Given information:
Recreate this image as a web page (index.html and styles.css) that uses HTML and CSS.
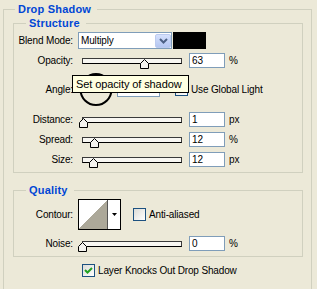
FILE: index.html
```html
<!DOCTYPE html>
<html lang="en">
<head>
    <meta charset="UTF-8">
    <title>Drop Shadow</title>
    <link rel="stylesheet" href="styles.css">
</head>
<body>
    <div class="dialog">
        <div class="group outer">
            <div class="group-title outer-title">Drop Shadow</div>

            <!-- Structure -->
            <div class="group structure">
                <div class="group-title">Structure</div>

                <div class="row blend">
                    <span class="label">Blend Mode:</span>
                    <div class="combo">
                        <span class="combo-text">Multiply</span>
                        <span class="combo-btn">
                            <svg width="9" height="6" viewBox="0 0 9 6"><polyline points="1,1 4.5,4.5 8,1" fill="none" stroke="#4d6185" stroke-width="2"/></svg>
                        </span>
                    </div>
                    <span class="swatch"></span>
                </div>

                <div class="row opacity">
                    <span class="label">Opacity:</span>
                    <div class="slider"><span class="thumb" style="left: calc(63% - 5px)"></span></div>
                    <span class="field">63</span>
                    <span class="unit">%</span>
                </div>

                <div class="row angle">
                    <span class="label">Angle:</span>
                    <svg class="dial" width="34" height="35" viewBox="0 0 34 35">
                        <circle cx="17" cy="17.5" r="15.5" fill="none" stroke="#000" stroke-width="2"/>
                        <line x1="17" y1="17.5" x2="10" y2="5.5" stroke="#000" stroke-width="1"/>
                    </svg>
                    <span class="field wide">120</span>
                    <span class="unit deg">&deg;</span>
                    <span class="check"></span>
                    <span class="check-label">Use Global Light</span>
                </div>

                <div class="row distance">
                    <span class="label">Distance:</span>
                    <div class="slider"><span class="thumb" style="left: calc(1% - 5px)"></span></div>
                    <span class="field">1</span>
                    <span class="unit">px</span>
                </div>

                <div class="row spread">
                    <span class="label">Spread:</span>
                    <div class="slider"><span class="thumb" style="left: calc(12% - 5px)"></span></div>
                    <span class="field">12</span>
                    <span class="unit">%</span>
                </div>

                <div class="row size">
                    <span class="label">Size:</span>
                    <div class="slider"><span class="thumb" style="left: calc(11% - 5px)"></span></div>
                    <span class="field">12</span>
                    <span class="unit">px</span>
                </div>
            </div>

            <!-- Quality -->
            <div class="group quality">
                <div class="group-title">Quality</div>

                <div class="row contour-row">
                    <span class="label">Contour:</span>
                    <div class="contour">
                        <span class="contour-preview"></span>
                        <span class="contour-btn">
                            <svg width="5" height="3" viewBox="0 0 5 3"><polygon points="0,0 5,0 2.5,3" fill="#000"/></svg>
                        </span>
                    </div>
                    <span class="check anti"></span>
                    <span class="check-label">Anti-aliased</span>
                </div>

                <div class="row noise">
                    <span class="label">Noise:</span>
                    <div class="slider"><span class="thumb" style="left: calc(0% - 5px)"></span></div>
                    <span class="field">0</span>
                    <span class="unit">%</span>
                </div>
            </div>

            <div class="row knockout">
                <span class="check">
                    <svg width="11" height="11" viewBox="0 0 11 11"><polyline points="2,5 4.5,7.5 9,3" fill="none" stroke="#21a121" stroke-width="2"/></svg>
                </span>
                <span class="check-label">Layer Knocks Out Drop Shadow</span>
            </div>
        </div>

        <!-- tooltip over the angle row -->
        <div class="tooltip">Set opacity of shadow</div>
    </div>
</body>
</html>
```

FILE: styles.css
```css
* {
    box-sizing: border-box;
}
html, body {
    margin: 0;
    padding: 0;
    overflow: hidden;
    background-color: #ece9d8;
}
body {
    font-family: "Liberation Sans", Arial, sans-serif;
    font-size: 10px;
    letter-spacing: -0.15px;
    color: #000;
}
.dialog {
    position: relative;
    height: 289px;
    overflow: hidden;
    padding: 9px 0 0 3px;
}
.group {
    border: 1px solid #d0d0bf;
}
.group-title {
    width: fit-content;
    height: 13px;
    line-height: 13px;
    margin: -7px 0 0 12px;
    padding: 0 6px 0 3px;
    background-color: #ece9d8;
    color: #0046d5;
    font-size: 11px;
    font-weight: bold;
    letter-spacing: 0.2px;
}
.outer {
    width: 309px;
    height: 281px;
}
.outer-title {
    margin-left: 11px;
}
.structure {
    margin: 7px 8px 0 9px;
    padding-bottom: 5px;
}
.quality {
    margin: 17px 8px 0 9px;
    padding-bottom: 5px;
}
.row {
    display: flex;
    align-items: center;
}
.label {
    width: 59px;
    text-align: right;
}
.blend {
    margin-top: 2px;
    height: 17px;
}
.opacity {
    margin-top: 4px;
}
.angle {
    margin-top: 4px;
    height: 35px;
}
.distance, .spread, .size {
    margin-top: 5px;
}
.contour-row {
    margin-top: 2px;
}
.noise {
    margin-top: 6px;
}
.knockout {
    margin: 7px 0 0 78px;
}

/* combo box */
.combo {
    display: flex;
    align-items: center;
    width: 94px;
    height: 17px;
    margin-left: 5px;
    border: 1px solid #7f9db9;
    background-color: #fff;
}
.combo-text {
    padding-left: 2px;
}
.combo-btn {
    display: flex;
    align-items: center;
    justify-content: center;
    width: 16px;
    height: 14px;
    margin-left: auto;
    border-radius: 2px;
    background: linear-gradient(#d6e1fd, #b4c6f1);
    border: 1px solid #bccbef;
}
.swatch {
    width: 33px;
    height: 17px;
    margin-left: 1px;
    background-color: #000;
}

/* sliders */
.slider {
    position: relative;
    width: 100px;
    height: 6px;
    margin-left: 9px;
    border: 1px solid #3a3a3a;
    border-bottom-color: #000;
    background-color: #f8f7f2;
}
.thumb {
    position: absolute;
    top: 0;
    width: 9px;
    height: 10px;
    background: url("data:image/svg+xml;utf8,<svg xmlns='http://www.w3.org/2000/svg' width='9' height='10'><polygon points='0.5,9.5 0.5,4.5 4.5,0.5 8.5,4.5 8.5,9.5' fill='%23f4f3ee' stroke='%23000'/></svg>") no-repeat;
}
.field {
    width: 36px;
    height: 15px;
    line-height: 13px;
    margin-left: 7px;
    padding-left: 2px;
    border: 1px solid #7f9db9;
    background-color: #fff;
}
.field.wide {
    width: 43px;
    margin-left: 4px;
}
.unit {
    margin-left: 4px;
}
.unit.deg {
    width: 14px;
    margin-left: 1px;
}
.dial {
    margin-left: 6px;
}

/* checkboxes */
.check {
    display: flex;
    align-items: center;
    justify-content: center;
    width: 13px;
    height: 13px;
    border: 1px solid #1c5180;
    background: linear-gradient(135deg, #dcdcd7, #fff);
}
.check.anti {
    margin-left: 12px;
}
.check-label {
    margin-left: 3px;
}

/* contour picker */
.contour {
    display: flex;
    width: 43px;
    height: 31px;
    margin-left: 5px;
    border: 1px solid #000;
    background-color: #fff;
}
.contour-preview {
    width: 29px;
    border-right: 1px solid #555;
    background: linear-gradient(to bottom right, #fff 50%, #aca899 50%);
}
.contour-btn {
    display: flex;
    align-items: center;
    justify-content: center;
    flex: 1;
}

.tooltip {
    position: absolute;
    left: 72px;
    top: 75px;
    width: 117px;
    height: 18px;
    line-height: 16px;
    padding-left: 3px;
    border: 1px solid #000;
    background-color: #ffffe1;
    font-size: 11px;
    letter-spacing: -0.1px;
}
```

Your objective:
Retype each line of the listing above word for word. Exclude the pictures.

Correct answer:
Recreate this image as a web page (index.html and styles.css) that uses HTML and CSS.
FILE: index.html
```html
<!DOCTYPE html>
<html lang="en">
<head>
    <meta charset="UTF-8">
    <title>Drop Shadow</title>
    <link rel="stylesheet" href="styles.css">
</head>
<body>
    <div class="dialog">
        <div class="group outer">
            <div class="group-title outer-title">Drop Shadow</div>

            <!-- Structure -->
            <div class="group structure">
                <div class="group-title">Structure</div>

                <div class="row blend">
                    <span class="label">Blend Mode:</span>
                    <div class="combo">
                        <span class="combo-text">Multiply</span>
                        <span class="combo-btn">
                            <svg width="9" height="6" viewBox="0 0 9 6"><polyline points="1,1 4.5,4.5 8,1" fill="none" stroke="#4d6185" stroke-width="2"/></svg>
                        </span>
                    </div>
                    <span class="swatch"></span>
                </div>

                <div class="row opacity">
                    <span class="label">Opacity:</span>
                    <div class="slider"><span class="thumb" style="left: calc(63% - 5px)"></span></div>
                    <span class="field">63</span>
                    <span class="unit">%</span>
                </div>

                <div class="row angle">
                    <span class="label">Angle:</span>
                    <svg class="dial" width="34" height="35" viewBox="0 0 34 35">
                        <circle cx="17" cy="17.5" r="15.5" fill="none" stroke="#000" stroke-width="2"/>
                        <line x1="17" y1="17.5" x2="10" y2="5.5" stroke="#000" stroke-width="1"/>
                    </svg>
                    <span class="field wide">120</span>
                    <span class="unit deg">&deg;</span>
                    <span class="check"></span>
                    <span class="check-label">Use Global Light</span>
                </div>

                <div class="row distance">
                    <span class="label">Distance:</span>
                    <div class="slider"><span class="thumb" style="left: calc(1% - 5px)"></span></div>
                    <span class="field">1</span>
                    <span class="unit">px</span>
                </div>

                <div class="row spread">
                    <span class="label">Spread:</span>
                    <div class="slider"><span class="thumb" style="left: calc(12% - 5px)"></span></div>
                    <span class="field">12</span>
                    <span class="unit">%</span>
                </div>

                <div class="row size">
                    <span class="label">Size:</span>
                    <div class="slider"><span class="thumb" style="left: calc(11% - 5px)"></span></div>
                    <span class="field">12</span>
                    <span class="unit">px</span>
                </div>
            </div>

            <!-- Quality -->
            <div class="group quality">
                <div class="group-title">Quality</div>

                <div class="row contour-row">
                    <span class="label">Contour:</span>
                    <div class="contour">
                        <span class="contour-preview"></span>
                        <span class="contour-btn">
                            <svg width="5" height="3" viewBox="0 0 5 3"><polygon points="0,0 5,0 2.5,3" fill="#000"/></svg>
                        </span>
                    </div>
                    <span class="check anti"></span>
                    <span class="check-label">Anti-aliased</span>
                </div>

                <div class="row noise">
                    <span class="label">Noise:</span>
                    <div class="slider"><span class="thumb" style="left: calc(0% - 5px)"></span></div>
                    <span class="field">0</span>
                    <span class="unit">%</span>
                </div>
            </div>

            <div class="row knockout">
                <span class="check">
                    <svg width="11" height="11" viewBox="0 0 11 11"><polyline points="2,5 4.5,7.5 9,3" fill="none" stroke="#21a121" stroke-width="2"/></svg>
                </span>
                <span class="check-label">Layer Knocks Out Drop Shadow</span>
            </div>
        </div>

        <!-- tooltip over the angle row -->
        <div class="tooltip">Set opacity of shadow</div>
    </div>
</body>
</html>
```

FILE: styles.css
```css
* {
    box-sizing: border-box;
}
html, body {
    margin: 0;
    padding: 0;
    overflow: hidden;
    background-color: #ece9d8;
}
body {
    font-family: "Liberation Sans", Arial, sans-serif;
    font-size: 10px;
    letter-spacing: -0.15px;
    color: #000;
}
.dialog {
    position: relative;
    height: 289px;
    overflow: hidden;
    padding: 9px 0 0 3px;
}
.group {
    border: 1px solid #d0d0bf;
}
.group-title {
    width: fit-content;
    height: 13px;
    line-height: 13px;
    margin: -7px 0 0 12px;
    padding: 0 6px 0 3px;
    background-color: #ece9d8;
    color: #0046d5;
    font-size: 11px;
    font-weight: bold;
    letter-spacing: 0.2px;
}
.outer {
    width: 309px;
    height: 281px;
}
.outer-title {
    margin-left: 11px;
}
.structure {
    margin: 7px 8px 0 9px;
    padding-bottom: 5px;
}
.quality {
    margin: 17px 8px 0 9px;
    padding-bottom: 5px;
}
.row {
    display: flex;
    align-items: center;
}
.label {
    width: 59px;
    text-align: right;
}
.blend {
    margin-top: 2px;
    height: 17px;
}
.opacity {
    margin-top: 4px;
}
.angle {
    margin-top: 4px;
    height: 35px;
}
.distance, .spread, .size {
    margin-top: 5px;
}
.contour-row {
    margin-top: 2px;
}
.noise {
    margin-top: 6px;
}
.knockout {
    margin: 7px 0 0 78px;
}

/* combo box */
.combo {
    display: flex;
    align-items: center;
    width: 94px;
    height: 17px;
    margin-left: 5px;
    border: 1px solid #7f9db9;
    background-color: #fff;
}
.combo-text {
    padding-left: 2px;
}
.combo-btn {
    display: flex;
    align-items: center;
    justify-content: center;
    width: 16px;
    height: 14px;
    margin-left: auto;
    border-radius: 2px;
    background: linear-gradient(#d6e1fd, #b4c6f1);
    border: 1px solid #bccbef;
}
.swatch {
    width: 33px;
    height: 17px;
    margin-left: 1px;
    background-color: #000;
}

/* sliders */
.slider {
    position: relative;
    width: 100px;
    height: 6px;
    margin-left: 9px;
    border: 1px solid #3a3a3a;
    border-bottom-color: #000;
    background-color: #f8f7f2;
}
.thumb {
    position: absolute;
    top: 0;
    width: 9px;
    height: 10px;
    background: url("data:image/svg+xml;utf8,<svg xmlns='http://www.w3.org/2000/svg' width='9' height='10'><polygon points='0.5,9.5 0.5,4.5 4.5,0.5 8.5,4.5 8.5,9.5' fill='%23f4f3ee' stroke='%23000'/></svg>") no-repeat;
}
.field {
    width: 36px;
    height: 15px;
    line-height: 13px;
    margin-left: 7px;
    padding-left: 2px;
    border: 1px solid #7f9db9;
    background-color: #fff;
}
.field.wide {
    width: 43px;
    margin-left: 4px;
}
.unit {
    margin-left: 4px;
}
.unit.deg {
    width: 14px;
    margin-left: 1px;
}
.dial {
    margin-left: 6px;
}

/* checkboxes */
.check {
    display: flex;
    align-items: center;
    justify-content: center;
    width: 13px;
    height: 13px;
    border: 1px solid #1c5180;
    background: linear-gradient(135deg, #dcdcd7, #fff);
}
.check.anti {
    margin-left: 12px;
}
.check-label {
    margin-left: 3px;
}

/* contour picker */
.contour {
    display: flex;
    width: 43px;
    height: 31px;
    margin-left: 5px;
    border: 1px solid #000;
    background-color: #fff;
}
.contour-preview {
    width: 29px;
    border-right: 1px solid #555;
    background: linear-gradient(to bottom right, #fff 50%, #aca899 50%);
}
.contour-btn {
    display: flex;
    align-items: center;
    justify-content: center;
    flex: 1;
}

.tooltip {
    position: absolute;
    left: 72px;
    top: 75px;
    width: 117px;
    height: 18px;
    line-height: 16px;
    padding-left: 3px;
    border: 1px solid #000;
    background-color: #ffffe1;
    font-size: 11px;
    letter-spacing: -0.1px;
}
```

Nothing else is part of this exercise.